Une peinture « bas de gamme »

Pourquoi l’humidité ? Comme le souligne Koen Janssens, coauteur de l’étude et chimiste de l’Université d’Anvers, ces nouvelles recherches suggèrent que Munch a utilisé de la peinture de « mauvaise qualité » qui endommage désormais son travail.

« Il s’est avéré qu’au lieu d’utiliser du sulfure de cadmium pur comme il aurait dû le faire, il a apparemment également utilisé une version sale, une version pas très propre qui contenait des chlorures« , explique le chercheur. « Je ne pense pas que c’était une utilisation intentionnelle. Nous sommes en 1910, et à ce moment-là, l’industrie chimique produisant les pigments est bien présente, mais cela ne signifie pas qu’ils ont le même contrôle de la qualité d’aujourd’hui« .

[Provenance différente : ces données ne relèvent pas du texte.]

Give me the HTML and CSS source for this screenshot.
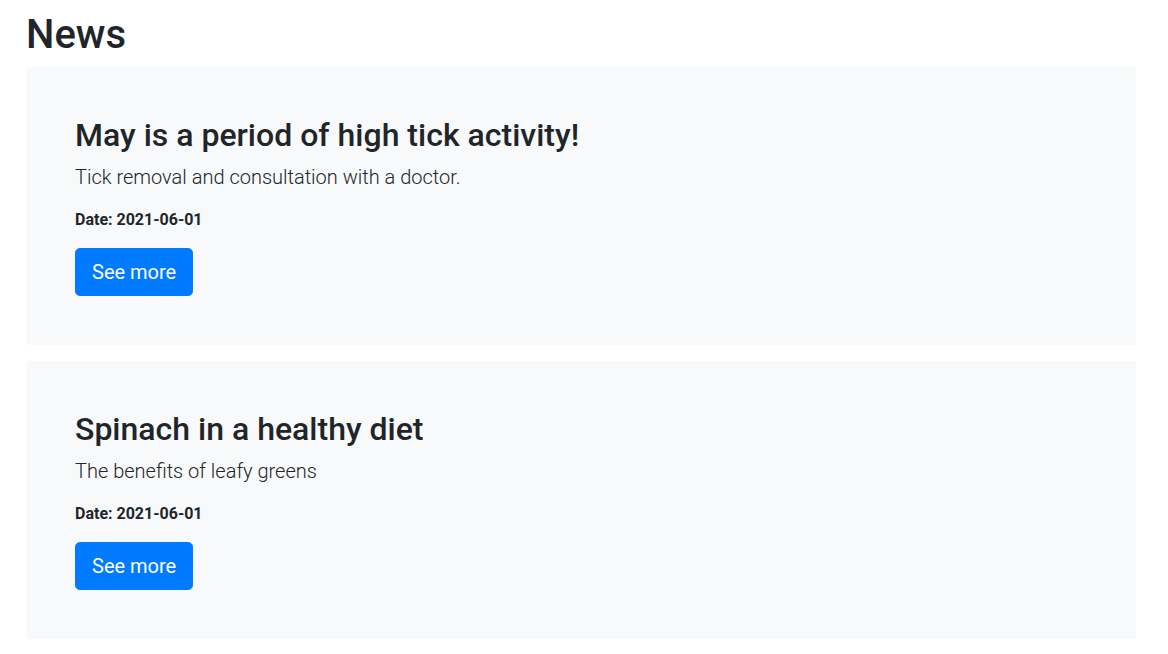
FILE: index.html
```html
<!DOCTYPE html>
<html lang="en">
<head>
<meta charset="utf-8">
<title>News</title>
<link rel="stylesheet" href="styles.css">
</head>
<body>
<main class="page">
  <h1 class="page-title">News</h1>
  <article class="news-card">
    <h2 class="news-title">May is a period of high tick activity!</h2>
    <p class="news-lead">Tick removal and consultation with a doctor.</p>
    <p class="news-date">Date: 2021-06-01</p>
    <a class="btn" href="#">See more</a>
  </article>
  <article class="news-card">
    <h2 class="news-title">Spinach in a healthy diet</h2>
    <p class="news-lead">The benefits of leafy greens</p>
    <p class="news-date">Date: 2021-06-01</p>
    <a class="btn" href="#">See more</a>
  </article>
</main>
</body>
</html>
```
FILE: styles.css
```css
* { box-sizing: border-box; }
html, body { margin: 0; padding: 0; background: #fff; }
body {
  font-family: Roboto, "Liberation Sans", sans-serif;
  color: #212529;
  font-size: 16px;
  line-height: 1.5;
}
.page {
  padding: 11px 32px 0 26px;
  display: flex;
  flex-direction: column;
}
.page-title {
  margin: 0 0 8px;
  font-size: 40px;
  font-weight: 500;
  line-height: 1.2;
}
.news-card {
  background: #f8f9fa;
  border-radius: 4px;
  padding: 49px 49px 48.6px;
  margin-bottom: 16px;
  display: flex;
  flex-direction: column;
  align-items: flex-start;
}
.news-title {
  margin: 0 0 8px;
  font-size: 32px;
  font-weight: 500;
  line-height: 1.2;
}
.news-lead {
  margin: 0 0 16px;
  font-size: 20px;
  font-weight: 300;
  line-height: 1.5;
}
.news-date {
  margin: 0 0 16px;
  font-size: 16px;
  font-weight: 700;
}
.btn {
  display: inline-block;
  background: #007bff;
  color: #fff;
  text-decoration: none;
  border: 1px solid #007bff;
  border-radius: 4.8px;
  padding: 8px 16px;
  font-size: 20px;
  line-height: 1.5;
}
```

Ce sont donc ces impuretés qui, même sous de faibles niveaux d’humidité, provoquent une décoloration et une desquamation des tons jaunes de la peinture. Une information cruciale pour les restaurateurs du Musée, qui conservaient jusqu’à présent le tableau dans une pièce consacrée sous un faible éclairage et à 50% d’humidité.

Il va donc falloir repenser la stratégie. À l’occasion de ses rares sorties face au public, il faudra par exemple bien veiller à ce que l’air expiré des spectateurs n’atteigne pas la toile.

Cette nouvelle découverte peut avoir des implications pour la conservation des oeuvres créées avec des peintures similaires. Néanmoins, la chimiste Letizia Monico avertit que chaque peinture est unique. Il faut donc déterminer les plans de conservation au cas par cas.